LLaMa.CPP
Completion API
This section demonstrates how to use the Completion API with the Llama.cpp.
The Completion API generates text continuations based on a given prompt. It supports both non-streaming and streaming modes.
Tip
Use streaming mode when you want to start processing or displaying the generated text as soon as possible, especially for long outputs or interactive applications.
Completion without streaming
This example shows how to perform a basic text completion request in non-streaming mode. The response will be returned once the entire generation is complete.
use Partitech\PhpMistral\Clients\LlamaCpp\LlamaCppClient;
$llamacppUrl = getenv('LLAMACPP_URL');
$llamacppApiKey = getenv('LLAMACPP_API_KEY');
$client = new LlamaCppClient(apiKey: $llamacppApiKey, url: $llamacppUrl);
$params = [
'temperature' => 0.7, // Controls randomness (higher = more creative)
'top_p' => 1, // Nucleus sampling (1 = consider all tokens)
'max_tokens' => 1000, // Maximum number of tokens to generate
'seed' => 15, // Set a seed for reproducibility
];
try {
$chatResponse = $client->completion(
prompt: 'The ingredients that make up dijon mayonnaise are ',
params: $params
);
print_r($chatResponse->getMessage()); // Generated text
print_r($chatResponse->getUsage()); // Token usage statistics
} catch (\Throwable $e) {
echo $e->getMessage();
exit(1);
}
Note
The seed parameter allows you to reproduce the same output for the same input, which is useful for debugging or testing scenarios.
Completion with streaming
This example demonstrates how to use streaming mode.
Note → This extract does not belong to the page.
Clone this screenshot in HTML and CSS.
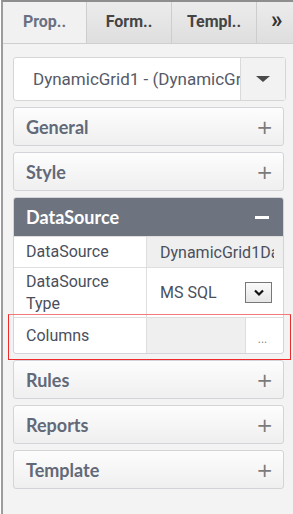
FILE: index.html
```html
<!DOCTYPE html>
<html>
<head>
	<title>Properties</title>
	<meta charset="utf-8">
	<link rel="stylesheet" href="styles.css">
</head>
<body>

	<div class="frame">
		<div class="tabs">
			<div class="tab active">Prop..</div>
			<div class="tab">Form..</div>
			<div class="tab">Templ..</div>
			<div class="tab more">&raquo;</div>
		</div>

		<div class="panel">
			<div class="picker">
				<span class="picker_text">DynamicGrid1 - (DynamicGrid)</span>
				<span class="picker_btn"><span class="caret"></span></span>
			</div>

			<div class="section"><span>General</span><span class="sign">+</span></div>
			<div class="section"><span>Style</span><span class="sign">+</span></div>

			<div class="group">
				<div class="section open"><span>DataSource</span><span class="minus"></span></div>
				<div class="row">
					<div class="name">DataSource</div>
					<div class="value grey"><span class="clip">DynamicGrid1DataSource</span></div>
				</div>
				<div class="row tall">
					<div class="name">DataSource<br>Type</div>
					<div class="value">MS SQL
						<span class="select_btn">
							<svg width="12" height="8" viewBox="0 0 12 8"><path d="M2 1.5 L6 5.5 L10 1.5" fill="none" stroke="#111" stroke-width="2.2"/></svg>
						</span>
					</div>
				</div>
				<div class="row cols">
					<div class="name">Columns</div>
					<div class="value grey"></div>
					<div class="dots">...</div>
				</div>
				<div class="mark"></div>
			</div>

			<div class="section"><span>Rules</span><span class="sign">+</span></div>
			<div class="section"><span>Reports</span><span class="sign">+</span></div>
			<div class="section"><span>Template</span><span class="sign">+</span></div>
		</div>
	</div>

</body>
</html>
```

FILE: styles.css
```css
* {
	box-sizing: border-box;
}

body {
	margin: 0px;
	background: white;
	font-family: Roboto, "Liberation Sans", sans-serif;
}

.frame {
	margin-left: 1px;
	height: 514px;
	background: #f3f3f4;
	border-left: 2px solid #9c9c9c;
	border-top: 2px solid #8e8e8e;
}

.tabs {
	display: flex;
	height: 42px;
	border-bottom: 1px solid #cfcfcf;
	background: linear-gradient(#ececec, #dedede);
}

.tab {
	width: 85px;
	border-right: 1px solid #cdcdcd;
	font-size: 16px;
	font-weight: bold;
	color: #454545;
	display: flex;
	align-items: center;
	justify-content: center;
	padding-bottom: 2px;
}

.tab.active {
	width: 84px;
	background: #f1f1f2;
	color: #6b7080;
}

.tab.more {
	width: auto;
	flex: 1;
	border-right: 0px;
	font-size: 23px;
	justify-content: flex-start;
	padding-left: 14px;
	padding-bottom: 5px;
	color: #333;
}

.panel {
	padding: 13px 9px 0px 10px;
	display: flex;
	flex-direction: column;
	gap: 6px;
}

.picker {
	display: flex;
	height: 44px;
	background: white;
	border: 1px solid #d6d6d6;
	border-radius: 3px;
	margin-right: -2px;
}

.picker_text {
	flex: 1;
	overflow: hidden;
	white-space: nowrap;
	font-size: 17px;
	color: #555a68;
	padding: 11px 0px 0px 19px;
}

.picker_btn {
	width: 45px;
	background: #f2f2f2;
	border-left: 1px solid #dadada;
	display: flex;
	align-items: center;
	justify-content: center;
}

.caret {
	width: 0px;
	height: 0px;
	border-left: 7px solid transparent;
	border-right: 7px solid transparent;
	border-top: 6px solid #4a4a4a;
}

.section {
	height: 39px;
	display: flex;
	align-items: center;
	justify-content: space-between;
	padding: 0px 12px 0px 12px;
	border: 1px solid #d4d4d8;
	border-radius: 3px;
	background: linear-gradient(#fdfdfd, #efeff0);
	font-family: Lato, sans-serif;
	font-size: 18px;
	font-weight: bold;
	color: #626978;
}

.sign {
	font-family: "DejaVu Sans", sans-serif;
	font-weight: normal;
	font-size: 20px;
	color: #7b7b7b;
	margin-right: -2px;
}

.group {
	position: relative;
	border: 1px solid #d4d4d8;
	border-radius: 3px;
	background: white;
}

.section.open {
	border: 0px;
	border-radius: 2px 2px 0px 0px;
	background: #6d7480;
	color: white;
	height: 38px;
}

.minus {
	width: 14px;
	height: 3px;
	background: white;
	margin-right: 2px;
}

.row {
	display: flex;
	height: 31px;
	border-top: 1px solid #dedede;
	font-size: 16px;
	color: #4a4f5c;
}

.row.tall {
	height: 50px;
}

.row.cols {
	height: 36px;
}

.name {
	width: 133px;
	padding: 0px 12px;
	border-right: 1px solid #dedede;
	display: flex;
	align-items: center;
	line-height: 22px;
}

.value {
	flex: 1;
	overflow: hidden;
	white-space: nowrap;
	padding: 0px 11px 0px 13px;
	display: flex;
	align-items: center;
	justify-content: space-between;
}

.value.grey {
	background: #efefef;
	padding-right: 9px;
}

.clip {
	flex: 1;
	overflow: hidden;
	white-space: nowrap;
}

.select_btn {
	width: 27px;
	height: 21px;
	border: 1px solid #777;
	background: linear-gradient(#fafafa, #e6e6e6);
	display: flex;
	align-items: center;
	justify-content: center;
}

.dots {
	width: 34px;
	border-left: 1px solid #dedede;
	color: #8a8a8a;
	font-size: 12px;
	display: flex;
	align-items: center;
	justify-content: center;
	padding-top: 6px;
	margin-right: 4px;
}

.mark {
	position: absolute;
	left: -6px;
	right: -8px;
	bottom: -7px;
	height: 46px;
	border: 1px solid #ee2a2a;
	border-top-color: #f27a7a;
}
```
The generated text is sent incrementally (in chunks) as soon as it is available, making it ideal for real-time applications like chatbots.
use Partitech\PhpMistral\Clients\LlamaCpp\LlamaCppClient;
$llamacppUrl = getenv('LLAMACPP_URL');
$llamacppApiKey = getenv('LLAMACPP_API_KEY');
$client = new LlamaCppClient(apiKey: $llamacppApiKey, url: $llamacppUrl);
$params = [
'temperature' => 0.7,
'top_p' => 1,
'max_tokens' => 1000,
'seed' => 15,
];
try {
foreach ($client->completion(
prompt: 'Explain step by step how to make dijon mayonnaise ',
params: $params,
stream: true
) as $chunk) {
echo $chunk->getChunk(); // Output each chunk as it arrives
}
} catch (\Throwable $e) {
echo $e->getMessage();
exit(1);
}
Tip
You can buffer or process each chunk individually, depending on your application's needs (e.g., displaying it progressively on a web page).
Common Parameters
Parameter | Type | Description |
---|---|---|
temperature |
float | Controls the randomness of the output. Lower values make the output more deterministic. |
top_p |
float | Enables nucleus sampling; considers tokens with top cumulative probability p . |
max_tokens |
int | Maximum number of tokens to generate. |
seed |
int | Fixes the random seed for reproducibility. |
stream |
bool | Enables streaming mode, returning the output in chunks. |
Warning
Setting
max_tokens
too high may lead to long generation times or higher resource consumption. Adjust according to your use case.
Example Outputs
- Non-Streaming:
The ingredients that make up dijon mayonnaise are egg yolks, Dijon mustard, lemon juice, vinegar, and vegetable oil.
- Streaming:
Explain step by step how to make dijon mayonnaise
1. Gather your ingredients: egg yolks, Dijon mustard, lemon juice, vinegar, and vegetable oil.
2. In a bowl, whisk together the egg yolks and Dijon mustard until combined.
3. Slowly drizzle in the oil while continuously whisking to create an emulsion...
Important
Ensure your Llama.cpp server is properly configured with the desired model and supports the completion endpoint.